───── Supplied material ─────
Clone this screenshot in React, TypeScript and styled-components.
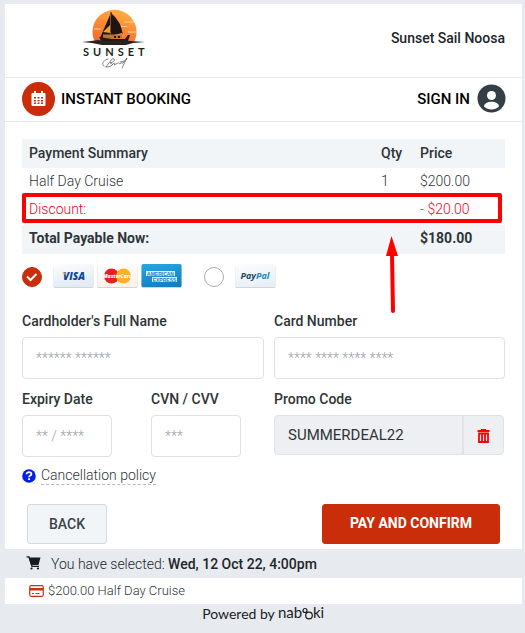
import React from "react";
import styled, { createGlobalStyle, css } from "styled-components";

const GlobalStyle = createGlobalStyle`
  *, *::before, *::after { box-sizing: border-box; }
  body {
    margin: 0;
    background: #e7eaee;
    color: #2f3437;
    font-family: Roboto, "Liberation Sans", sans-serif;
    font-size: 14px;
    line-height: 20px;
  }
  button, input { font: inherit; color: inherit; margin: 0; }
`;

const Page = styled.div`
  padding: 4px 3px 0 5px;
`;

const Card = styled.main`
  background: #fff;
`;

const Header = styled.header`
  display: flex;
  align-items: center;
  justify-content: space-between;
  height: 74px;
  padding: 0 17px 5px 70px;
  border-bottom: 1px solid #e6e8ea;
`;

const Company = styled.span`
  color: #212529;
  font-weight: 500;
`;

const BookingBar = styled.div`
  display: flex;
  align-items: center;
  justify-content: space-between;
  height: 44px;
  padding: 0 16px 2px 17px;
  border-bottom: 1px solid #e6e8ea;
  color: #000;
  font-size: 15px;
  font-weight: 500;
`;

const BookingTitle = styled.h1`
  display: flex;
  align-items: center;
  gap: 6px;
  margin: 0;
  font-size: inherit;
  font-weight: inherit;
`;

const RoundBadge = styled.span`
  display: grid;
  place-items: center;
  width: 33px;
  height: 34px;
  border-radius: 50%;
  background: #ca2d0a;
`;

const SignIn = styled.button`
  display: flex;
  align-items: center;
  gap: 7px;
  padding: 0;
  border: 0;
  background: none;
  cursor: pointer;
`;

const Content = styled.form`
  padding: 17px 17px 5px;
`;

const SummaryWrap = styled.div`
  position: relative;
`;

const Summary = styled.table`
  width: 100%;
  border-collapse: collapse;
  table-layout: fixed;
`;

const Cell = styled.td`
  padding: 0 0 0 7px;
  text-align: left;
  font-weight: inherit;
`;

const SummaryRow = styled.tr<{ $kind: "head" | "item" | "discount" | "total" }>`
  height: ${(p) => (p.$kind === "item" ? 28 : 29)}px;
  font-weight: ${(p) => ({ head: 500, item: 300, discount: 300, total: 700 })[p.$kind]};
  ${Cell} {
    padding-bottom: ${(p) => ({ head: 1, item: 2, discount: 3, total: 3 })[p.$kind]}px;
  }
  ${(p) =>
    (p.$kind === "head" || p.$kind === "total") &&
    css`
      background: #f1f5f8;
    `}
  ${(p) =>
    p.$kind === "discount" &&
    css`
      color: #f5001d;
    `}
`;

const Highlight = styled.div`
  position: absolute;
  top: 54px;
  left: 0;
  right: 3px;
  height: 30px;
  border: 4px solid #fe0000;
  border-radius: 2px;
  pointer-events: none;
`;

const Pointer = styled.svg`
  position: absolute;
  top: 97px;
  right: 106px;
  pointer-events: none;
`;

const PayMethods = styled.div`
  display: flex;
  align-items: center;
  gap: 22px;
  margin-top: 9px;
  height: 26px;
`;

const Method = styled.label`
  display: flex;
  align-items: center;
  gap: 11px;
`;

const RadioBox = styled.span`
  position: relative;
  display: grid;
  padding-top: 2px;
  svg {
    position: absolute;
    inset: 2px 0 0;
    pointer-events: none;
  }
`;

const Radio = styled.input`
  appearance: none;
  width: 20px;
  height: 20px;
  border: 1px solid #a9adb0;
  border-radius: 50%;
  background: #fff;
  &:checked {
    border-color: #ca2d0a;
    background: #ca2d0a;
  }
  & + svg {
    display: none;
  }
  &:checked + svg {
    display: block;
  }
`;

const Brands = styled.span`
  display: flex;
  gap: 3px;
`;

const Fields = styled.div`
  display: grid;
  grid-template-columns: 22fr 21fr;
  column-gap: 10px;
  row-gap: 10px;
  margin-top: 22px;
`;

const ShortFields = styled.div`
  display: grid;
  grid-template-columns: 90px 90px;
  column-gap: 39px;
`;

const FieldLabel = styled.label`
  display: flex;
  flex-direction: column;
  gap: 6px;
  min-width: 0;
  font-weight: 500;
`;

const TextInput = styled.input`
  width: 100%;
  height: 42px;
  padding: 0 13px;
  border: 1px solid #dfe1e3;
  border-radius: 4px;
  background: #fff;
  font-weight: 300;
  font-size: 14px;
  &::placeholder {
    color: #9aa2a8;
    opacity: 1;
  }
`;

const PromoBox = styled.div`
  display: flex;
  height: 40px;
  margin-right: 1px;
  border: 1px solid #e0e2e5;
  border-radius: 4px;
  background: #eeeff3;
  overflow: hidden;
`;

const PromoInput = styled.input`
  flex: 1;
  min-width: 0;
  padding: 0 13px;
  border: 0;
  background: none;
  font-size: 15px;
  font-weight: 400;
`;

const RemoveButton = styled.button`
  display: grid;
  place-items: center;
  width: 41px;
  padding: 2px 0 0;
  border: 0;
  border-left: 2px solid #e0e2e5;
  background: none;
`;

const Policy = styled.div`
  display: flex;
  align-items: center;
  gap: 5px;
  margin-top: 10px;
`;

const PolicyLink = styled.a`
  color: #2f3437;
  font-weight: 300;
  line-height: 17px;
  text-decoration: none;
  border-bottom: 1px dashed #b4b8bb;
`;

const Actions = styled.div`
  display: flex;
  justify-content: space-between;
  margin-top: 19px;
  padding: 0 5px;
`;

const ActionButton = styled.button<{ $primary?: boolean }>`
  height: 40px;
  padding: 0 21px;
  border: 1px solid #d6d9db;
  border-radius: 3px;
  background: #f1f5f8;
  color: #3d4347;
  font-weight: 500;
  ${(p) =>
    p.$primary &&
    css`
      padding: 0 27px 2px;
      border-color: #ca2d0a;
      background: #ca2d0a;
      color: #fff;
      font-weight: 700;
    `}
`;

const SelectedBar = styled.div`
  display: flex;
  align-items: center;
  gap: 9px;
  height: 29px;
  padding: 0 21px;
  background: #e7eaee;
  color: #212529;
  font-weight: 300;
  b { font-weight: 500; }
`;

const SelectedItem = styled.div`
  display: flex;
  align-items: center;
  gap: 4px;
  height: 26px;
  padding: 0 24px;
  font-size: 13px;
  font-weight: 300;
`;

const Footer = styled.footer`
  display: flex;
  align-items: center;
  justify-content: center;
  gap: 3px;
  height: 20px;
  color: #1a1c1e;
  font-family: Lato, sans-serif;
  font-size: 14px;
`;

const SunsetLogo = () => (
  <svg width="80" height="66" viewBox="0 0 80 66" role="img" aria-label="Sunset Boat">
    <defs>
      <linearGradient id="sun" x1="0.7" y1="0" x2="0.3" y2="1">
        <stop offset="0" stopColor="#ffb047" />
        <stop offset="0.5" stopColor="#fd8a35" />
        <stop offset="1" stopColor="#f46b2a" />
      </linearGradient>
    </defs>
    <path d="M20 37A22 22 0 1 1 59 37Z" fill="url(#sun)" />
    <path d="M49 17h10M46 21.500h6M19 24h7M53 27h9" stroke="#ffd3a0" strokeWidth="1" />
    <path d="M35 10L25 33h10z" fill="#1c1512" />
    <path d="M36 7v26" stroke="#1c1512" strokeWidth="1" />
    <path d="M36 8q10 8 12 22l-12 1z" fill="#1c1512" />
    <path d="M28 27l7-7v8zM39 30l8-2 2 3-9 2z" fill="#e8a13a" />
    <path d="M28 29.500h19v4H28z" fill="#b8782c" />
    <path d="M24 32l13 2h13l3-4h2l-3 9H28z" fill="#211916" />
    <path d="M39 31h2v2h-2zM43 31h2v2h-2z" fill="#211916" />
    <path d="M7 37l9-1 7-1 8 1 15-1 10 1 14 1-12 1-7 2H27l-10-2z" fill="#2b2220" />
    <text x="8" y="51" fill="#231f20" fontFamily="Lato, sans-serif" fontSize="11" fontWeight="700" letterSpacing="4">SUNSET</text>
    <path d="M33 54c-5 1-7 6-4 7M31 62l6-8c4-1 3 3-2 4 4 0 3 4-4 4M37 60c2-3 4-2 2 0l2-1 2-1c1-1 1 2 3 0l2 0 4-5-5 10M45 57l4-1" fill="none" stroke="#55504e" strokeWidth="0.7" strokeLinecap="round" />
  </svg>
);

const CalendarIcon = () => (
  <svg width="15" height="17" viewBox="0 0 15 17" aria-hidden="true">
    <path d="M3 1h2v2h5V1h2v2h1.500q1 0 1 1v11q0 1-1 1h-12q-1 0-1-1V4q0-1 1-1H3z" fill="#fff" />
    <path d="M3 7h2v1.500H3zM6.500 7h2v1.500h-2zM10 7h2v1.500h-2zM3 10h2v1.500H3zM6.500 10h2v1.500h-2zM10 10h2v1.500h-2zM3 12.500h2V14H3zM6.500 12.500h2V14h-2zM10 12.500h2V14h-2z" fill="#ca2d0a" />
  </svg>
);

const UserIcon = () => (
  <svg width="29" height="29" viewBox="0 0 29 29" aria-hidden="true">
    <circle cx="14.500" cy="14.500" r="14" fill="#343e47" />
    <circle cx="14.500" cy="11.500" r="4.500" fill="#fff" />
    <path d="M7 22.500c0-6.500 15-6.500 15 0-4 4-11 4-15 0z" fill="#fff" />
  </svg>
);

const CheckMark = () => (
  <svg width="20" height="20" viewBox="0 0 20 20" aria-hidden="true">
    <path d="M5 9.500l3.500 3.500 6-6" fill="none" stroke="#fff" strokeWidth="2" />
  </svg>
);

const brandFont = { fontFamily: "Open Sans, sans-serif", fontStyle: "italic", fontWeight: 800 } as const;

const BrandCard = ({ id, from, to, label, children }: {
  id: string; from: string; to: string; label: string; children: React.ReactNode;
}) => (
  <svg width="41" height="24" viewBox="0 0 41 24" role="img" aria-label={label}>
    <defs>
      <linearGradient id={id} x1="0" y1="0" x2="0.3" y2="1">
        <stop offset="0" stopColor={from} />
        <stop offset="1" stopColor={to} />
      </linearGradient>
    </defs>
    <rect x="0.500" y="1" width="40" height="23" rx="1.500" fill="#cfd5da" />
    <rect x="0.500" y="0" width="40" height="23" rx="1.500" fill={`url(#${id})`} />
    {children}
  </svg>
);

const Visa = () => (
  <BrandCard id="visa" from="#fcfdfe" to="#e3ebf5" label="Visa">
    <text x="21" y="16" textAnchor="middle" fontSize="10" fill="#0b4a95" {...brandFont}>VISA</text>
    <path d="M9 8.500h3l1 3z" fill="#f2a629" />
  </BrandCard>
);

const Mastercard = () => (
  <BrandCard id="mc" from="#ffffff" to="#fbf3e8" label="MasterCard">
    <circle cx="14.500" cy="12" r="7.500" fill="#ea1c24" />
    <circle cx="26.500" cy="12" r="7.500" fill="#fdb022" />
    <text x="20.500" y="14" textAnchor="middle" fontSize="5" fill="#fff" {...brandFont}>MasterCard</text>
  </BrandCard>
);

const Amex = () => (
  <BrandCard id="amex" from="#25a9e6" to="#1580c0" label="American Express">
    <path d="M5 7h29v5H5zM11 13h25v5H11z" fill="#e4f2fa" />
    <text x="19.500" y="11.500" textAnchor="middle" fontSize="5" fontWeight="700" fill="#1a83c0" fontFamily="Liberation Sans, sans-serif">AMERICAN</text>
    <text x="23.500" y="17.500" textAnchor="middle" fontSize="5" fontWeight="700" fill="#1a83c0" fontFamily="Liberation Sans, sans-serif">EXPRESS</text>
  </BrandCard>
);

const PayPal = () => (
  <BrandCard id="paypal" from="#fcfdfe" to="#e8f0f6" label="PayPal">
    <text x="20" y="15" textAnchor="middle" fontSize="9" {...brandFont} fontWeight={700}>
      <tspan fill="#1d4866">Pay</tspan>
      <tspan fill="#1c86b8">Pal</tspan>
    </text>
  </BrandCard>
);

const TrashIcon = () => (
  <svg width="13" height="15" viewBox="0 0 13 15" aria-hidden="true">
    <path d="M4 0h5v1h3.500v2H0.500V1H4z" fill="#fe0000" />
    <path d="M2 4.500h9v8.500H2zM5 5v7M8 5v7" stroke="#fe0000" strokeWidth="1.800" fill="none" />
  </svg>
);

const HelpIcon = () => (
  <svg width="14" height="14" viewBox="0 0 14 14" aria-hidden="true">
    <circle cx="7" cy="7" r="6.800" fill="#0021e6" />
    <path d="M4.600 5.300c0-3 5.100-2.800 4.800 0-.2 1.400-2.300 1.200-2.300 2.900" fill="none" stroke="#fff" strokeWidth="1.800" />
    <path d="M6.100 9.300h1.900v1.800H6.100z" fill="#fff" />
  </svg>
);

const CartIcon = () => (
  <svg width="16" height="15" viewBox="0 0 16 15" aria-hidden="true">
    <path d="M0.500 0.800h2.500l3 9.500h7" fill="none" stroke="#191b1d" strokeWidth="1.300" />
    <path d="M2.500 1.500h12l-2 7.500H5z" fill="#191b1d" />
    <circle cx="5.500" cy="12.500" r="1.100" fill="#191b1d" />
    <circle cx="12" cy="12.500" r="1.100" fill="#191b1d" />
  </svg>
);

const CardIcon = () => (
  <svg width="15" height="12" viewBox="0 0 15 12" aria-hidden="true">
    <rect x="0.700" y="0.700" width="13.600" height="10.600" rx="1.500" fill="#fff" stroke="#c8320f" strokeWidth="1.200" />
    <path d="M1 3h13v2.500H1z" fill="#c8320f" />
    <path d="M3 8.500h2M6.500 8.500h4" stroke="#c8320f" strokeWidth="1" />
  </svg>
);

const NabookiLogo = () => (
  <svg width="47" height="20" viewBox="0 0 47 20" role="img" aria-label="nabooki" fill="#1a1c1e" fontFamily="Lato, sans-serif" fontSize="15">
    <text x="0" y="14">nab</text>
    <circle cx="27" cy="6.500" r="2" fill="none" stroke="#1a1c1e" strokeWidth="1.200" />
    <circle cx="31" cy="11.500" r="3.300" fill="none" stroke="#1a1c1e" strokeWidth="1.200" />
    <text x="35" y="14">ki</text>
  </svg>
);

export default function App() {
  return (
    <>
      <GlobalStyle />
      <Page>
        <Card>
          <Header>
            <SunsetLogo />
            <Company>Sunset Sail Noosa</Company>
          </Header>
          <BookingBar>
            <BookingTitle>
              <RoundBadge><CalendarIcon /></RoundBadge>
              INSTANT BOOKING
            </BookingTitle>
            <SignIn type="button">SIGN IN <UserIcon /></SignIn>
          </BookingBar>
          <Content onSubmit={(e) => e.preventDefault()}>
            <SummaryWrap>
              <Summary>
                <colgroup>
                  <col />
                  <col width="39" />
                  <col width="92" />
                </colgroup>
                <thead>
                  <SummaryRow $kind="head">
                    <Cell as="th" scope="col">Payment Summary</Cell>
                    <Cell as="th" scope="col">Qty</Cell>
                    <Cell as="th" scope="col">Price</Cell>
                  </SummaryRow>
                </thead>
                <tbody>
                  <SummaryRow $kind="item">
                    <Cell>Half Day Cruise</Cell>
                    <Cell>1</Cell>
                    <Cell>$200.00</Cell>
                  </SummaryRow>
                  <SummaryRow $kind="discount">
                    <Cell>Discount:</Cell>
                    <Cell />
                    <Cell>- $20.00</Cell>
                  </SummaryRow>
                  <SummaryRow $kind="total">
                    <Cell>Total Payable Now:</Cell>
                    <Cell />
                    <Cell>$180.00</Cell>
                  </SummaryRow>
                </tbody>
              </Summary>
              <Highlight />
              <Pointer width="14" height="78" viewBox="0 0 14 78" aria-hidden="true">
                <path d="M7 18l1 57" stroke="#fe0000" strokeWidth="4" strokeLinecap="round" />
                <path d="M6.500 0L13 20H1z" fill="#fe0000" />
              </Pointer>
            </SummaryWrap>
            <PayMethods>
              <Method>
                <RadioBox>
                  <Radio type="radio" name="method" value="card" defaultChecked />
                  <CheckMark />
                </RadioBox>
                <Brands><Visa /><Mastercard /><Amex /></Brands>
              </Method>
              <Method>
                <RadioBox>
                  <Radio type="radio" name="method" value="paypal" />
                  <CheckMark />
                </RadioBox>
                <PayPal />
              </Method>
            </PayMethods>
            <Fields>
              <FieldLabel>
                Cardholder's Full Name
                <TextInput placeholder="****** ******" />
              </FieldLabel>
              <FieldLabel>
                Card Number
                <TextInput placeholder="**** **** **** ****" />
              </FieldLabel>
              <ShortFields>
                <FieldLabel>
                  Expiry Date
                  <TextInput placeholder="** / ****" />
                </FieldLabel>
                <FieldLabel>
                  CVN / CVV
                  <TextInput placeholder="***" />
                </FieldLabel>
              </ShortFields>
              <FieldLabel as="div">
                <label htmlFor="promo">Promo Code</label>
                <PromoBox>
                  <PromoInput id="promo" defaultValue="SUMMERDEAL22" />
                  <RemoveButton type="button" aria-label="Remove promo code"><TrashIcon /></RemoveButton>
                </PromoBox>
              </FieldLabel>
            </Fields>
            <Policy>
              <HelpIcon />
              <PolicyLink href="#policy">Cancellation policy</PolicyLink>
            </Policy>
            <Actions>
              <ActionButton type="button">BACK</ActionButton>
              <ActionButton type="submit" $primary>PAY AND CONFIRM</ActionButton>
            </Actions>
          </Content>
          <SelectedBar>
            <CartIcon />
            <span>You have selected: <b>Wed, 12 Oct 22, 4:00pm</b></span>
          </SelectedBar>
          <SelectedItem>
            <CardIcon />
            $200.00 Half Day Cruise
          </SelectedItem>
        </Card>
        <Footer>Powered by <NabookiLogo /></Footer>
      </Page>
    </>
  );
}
─────
• _Required work_: Scan the lines above for "React", then copy every one that has it.

• _Answer for this exercise_:
Clone this screenshot in React, TypeScript and styled-components.
import React from "react";
  id: string; from: string; to: string; label: string; children: React.ReactNode;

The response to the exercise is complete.